Cet article a illustré trois points importants. Premièrement, la technique du dynamic-clamp  (13)  (14)  (15)  (16)  (17) permet de recréer in vitro les conditions in vivo par injection de conductances fluctuantes, ce qui permet un contrôle fin des paramètres de ces conductances et d'en identifier leur rôle. Cette technique nécessite de mettre en interaction directe des modèles théoriques (qui génèrent les conductances) et l'expérimentation biologique (enregistrement intracellulaire).

Deuxièmement, ce travail démontre l'importance des conductances et de leurs paramètres, qui déterminent le mode de décharge des neurones. Non seulement les fluctuations jouent un rôle primordial, mais selon l'état de conductance, ce sont les fluctuations de l'excitation ou celles de l'inhibition qui contrôlent la décharge des neurones. L'implication physiologique du mode de décharge par l'inhibition est importante, d'une part parce qu'elle donne un rôle plus important que prévu aux neurones inhibiteurs in vivo, et d'autre part parce que ce type de dynamique provient nécessairement de l'activité récurrente. Ceci veut dire que la majorité des décharges des neurones ne sont pas provoquées par une activité externe mais une activité interne au cortex cérébral. Les conséquences de ces contraintes sur le traitement d'information par les réseaux neuronaux corticaux sont potentiellement importantes (18).

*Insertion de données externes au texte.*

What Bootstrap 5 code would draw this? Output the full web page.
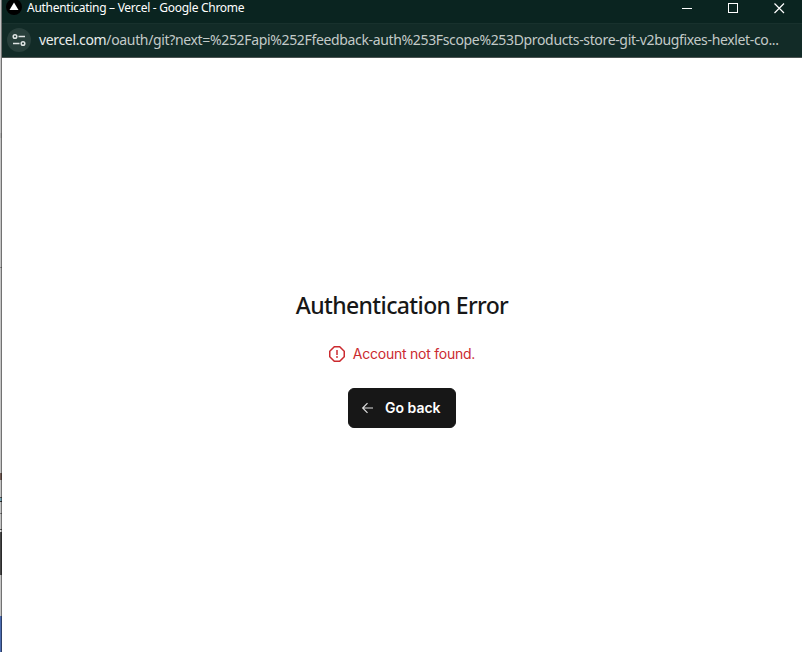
<!DOCTYPE html>
<html lang="en">
<head>
<meta charset="utf-8">
<title>Authenticating – Vercel</title>
<link href="https://cdn.jsdelivr.net/npm/bootstrap@5.3.0/dist/css/bootstrap.min.css" rel="stylesheet">
<style>
body{width:802px;height:652px;font-family:"Noto Sans","Open Sans",sans-serif;background:#fff}
.edge{width:2px;border-right:1px solid rgba(0,0,0,.42);background:linear-gradient(#c4c4c4 0 133px,#b4b4b4 133px 138px,#c4c4c4 138px 267px,#888 267px 268px,#c4c4c4 268px 473px,#735c55 473px 480px,#c4c4c4 480px 497px,#555 497px 498px,#7ba6b5 498px 501px,#333 501px 502px,#c4c4c4 502px 513px,#777 513px 514px,#c4c4c4 514px 529px,#555 529px 530px,#ddd 530px 532px,#484848 532px 575px,#c4c4c4 575px 616px,#4c6cb0 616px)}
.titlebar{height:23px;background:#0a2420;padding-left:4px}
.titlebar svg,.address svg{display:block;flex:none}
.win-title{font-size:12px;line-height:16px;letter-spacing:-.28px;margin:0 0 7px 3px;color:#fff}
.address{height:35px;background:#122b27;border-top:1px solid #18312d;border-bottom:1px solid #4b5351;padding-left:5px}
.site-info{width:24px;height:24px;background:#283f3b;flex:none;margin-bottom:1px}
.url{font-size:14px;line-height:20px;color:#c3cac8;margin:0 0 1px 8px;letter-spacing:-.345px}
.url b{font-weight:400;color:#e9edec}
.heading{font-size:23px;line-height:32px;font-weight:500;color:#171717;letter-spacing:-.62px;margin:231px 0 0}
.notice{font-family:Inter,sans-serif;font-size:14px;line-height:20px;color:#cb2a2f;margin-top:23px;gap:8px;letter-spacing:-.24px}
.back-btn{--bs-btn-bg:#171717;--bs-btn-color:#fff;--bs-btn-border-color:#171717;width:108px;height:40px;border-radius:6px;font:600 14px/20px Inter,sans-serif;padding:0 0 0 11px;margin-top:24px}
.back-label{margin-left:9px}
</style>
</head>
<body class="d-flex overflow-hidden">
<div class="edge flex-shrink-0"></div>
<div class="d-flex flex-column flex-grow-1">
  <header class="titlebar d-flex justify-content-between">
    <div class="d-flex align-items-start">
      <svg width="18" height="16"><circle cx="8" cy="7" r="8" fill="#000"/><path d="M8 2.500 12.500 10h-9z" fill="#fff"/></svg>
      <span class="win-title text-nowrap">Authenticating – Vercel - Google Chrome</span>
    </div>
    <svg width="124" height="16" fill="none" stroke="#fff" shape-rendering="crispEdges"><path d="M4 8.500h10M50.500 3.500h9v9h-9z"/><path d="m96.500 3.500 9.500 9.500m0-9.500-9.500 9.500" shape-rendering="auto" stroke-width="1.2"/></svg>
  </header>
  <div class="address d-flex align-items-center">
    <div class="site-info rounded-circle">
      <svg width="24" height="24" fill="none" stroke="#dfe4e3" stroke-width="1.5"><circle cx="8" cy="8.500" r="1.800"/><path d="M11.500 8.500H18M6 15.500h6.500"/><circle cx="16" cy="15.500" r="1.800"/></svg>
    </div>
    <span class="url text-nowrap"><b>vercel.com</b>/oauth/git?next=%252Fapi%252Ffeedback-auth%253Fscope%253Dproducts-store-git-v2bugfixes-hexlet-co...</span>
  </div>
  <main class="d-flex flex-column align-items-center flex-grow-1">
    <h1 class="heading text-nowrap">Authentication Error</h1>
    <div class="notice d-flex align-items-center">
      <svg width="16" height="16" fill="none" stroke="#cb2a2f" stroke-width="1.5"><path d="M5.300.75h5.400l4.550 4.550v5.400l-4.550 4.550H5.300L.75 10.700V5.300z"/><path d="M8 4v5"/><circle cx="8" cy="11" r=".9" fill="#cb2a2f" stroke="none"/></svg>
      <span>Account not found.</span>
    </div>
    <button class="btn back-btn d-flex align-items-center" type="button">
      <svg width="16" height="16" fill="none" stroke="#ddd" stroke-width="1.2"><path d="M13 8H3M7.500 3.200 2.700 8l4.800 4.800"/></svg>
      <span class="back-label">Go back</span>
    </button>
  </main>
</div>
<script src="https://cdn.jsdelivr.net/npm/bootstrap@5.3.0/dist/js/bootstrap.bundle.min.js"></script>
</body>
</html>
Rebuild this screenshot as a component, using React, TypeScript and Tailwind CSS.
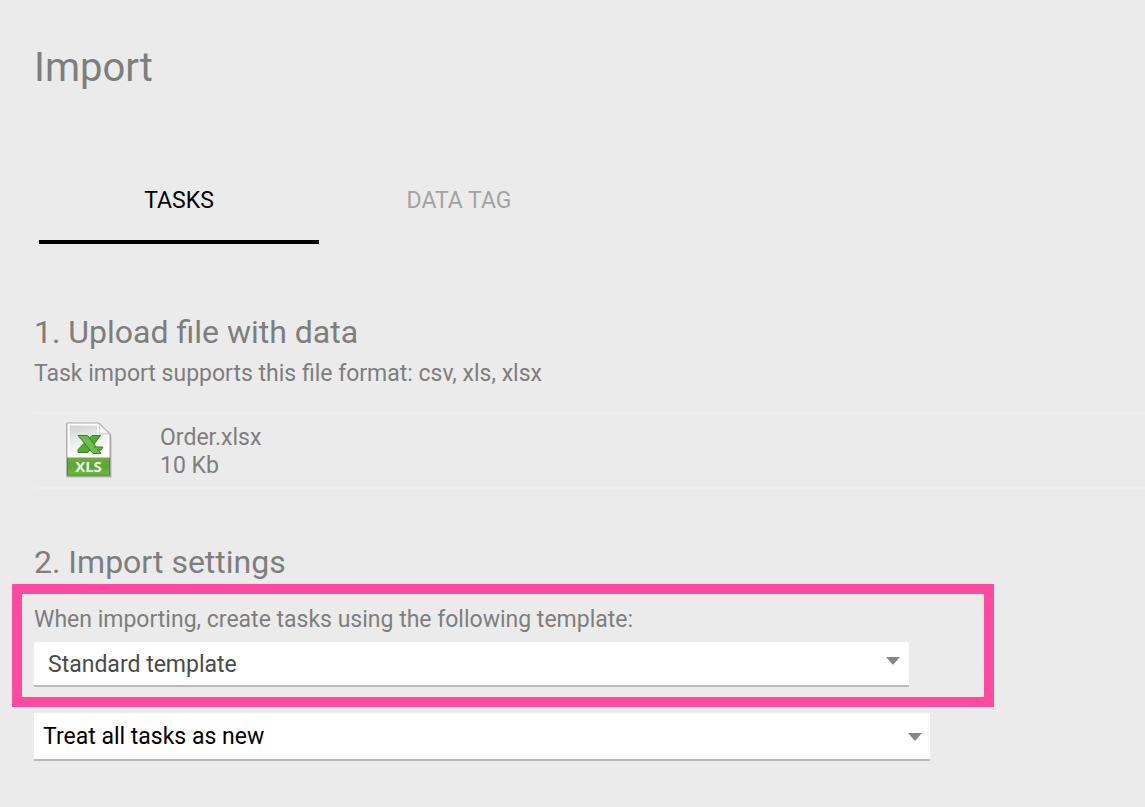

Finalement, cet article illustre le fait que la combinaison de méthodes théoriques et expérimentales permet d'ouvrir de nouveaux champs d'investigation. Cette combinaison, illustrée ici par la technique de dynamic-clamp, a permis la découverte et l'identification de deux modes fondamentalement différents de la décharge des neurones, ce qui aurait été impossible par des études expérimentales ou théoriques isolées. Cette combinaison offre de nombreuses autres possibilités (19)  (20) et constitue un bel exemple de synergie entre théoriciens et expérimentateurs en biologie.

Remerciements

Recherche subventionnée par le CNRS, l'ANR et la Communauté Européenne (projet FACETS). Je remercie mes partenaires expérimentateurs, Thierry Bal (UNIC), Jean-Marc Fellous (University of Arizona, USA), Zuzanna Piwkowska (UNIC), Igor Timofeev et Mircea Steriade (Université Laval, Canada), avec qui les expériences et analyses illustrées ici ont été réalisées.